Q: If I fail AZ-500 multiple times, will it appear on my Microsoft certification transcript?

A: Failed attempts do not appear on your public Microsoft certification transcript or badge. Only successful certifications are displayed. However, Microsoft keeps internal records of all attempts for policy enforcement (like the five-attempt annual limit). Employers checking your credentials will only see successful certifications, not failure history.

Q: Can I take a different version of AZ-500 (like in a different language) to reset my attempt counter?

A: No, all versions of AZ-500 count toward the same five-attempt annual limit regardless of language. Taking the exam in Spanish, Japanese, or any other available language still counts as an attempt toward your total. Microsoft tracks attempts by exam code (AZ-500) and candidate ID, not by language version.

Q: What happens if I pass AZ-500 but my score is very close to the minimum—should I retake for a higher score?

A: No, don’t retake AZ-500 if you’ve passed. Microsoft certifications are pass/fail only—there are no score distinctions on your certification transcript. Whether you score 701 or 950, your AZ-500 certification appears identical to employers and colleagues. Use your time and money pursuing additional certifications like SC-200 or AZ-104 instead of retaking a passed exam.

Q: I failed AZ-500 twice and I’m worried about failing a third time. Should I wait longer than the required 14 days?

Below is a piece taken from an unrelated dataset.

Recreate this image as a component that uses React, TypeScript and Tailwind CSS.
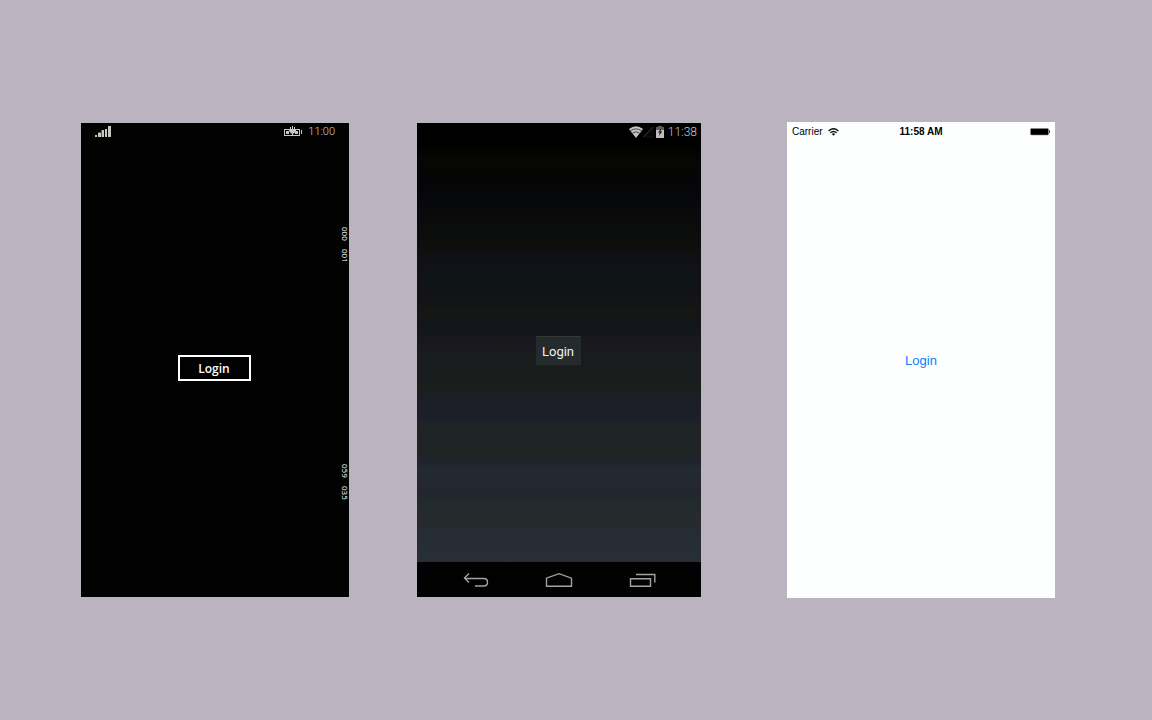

A: Yes, consider waiting longer if you’ve failed twice. The 14-day minimum is just that—a minimum. Most certification coaches recommend taking at least 3-4 weeks after a second failure to fundamentally restructure your preparation approach. Two failures suggest you need more than incremental improvements. Use the extra time to try different study methods, get more hands-on Azure experience, or work with a study group or mentor.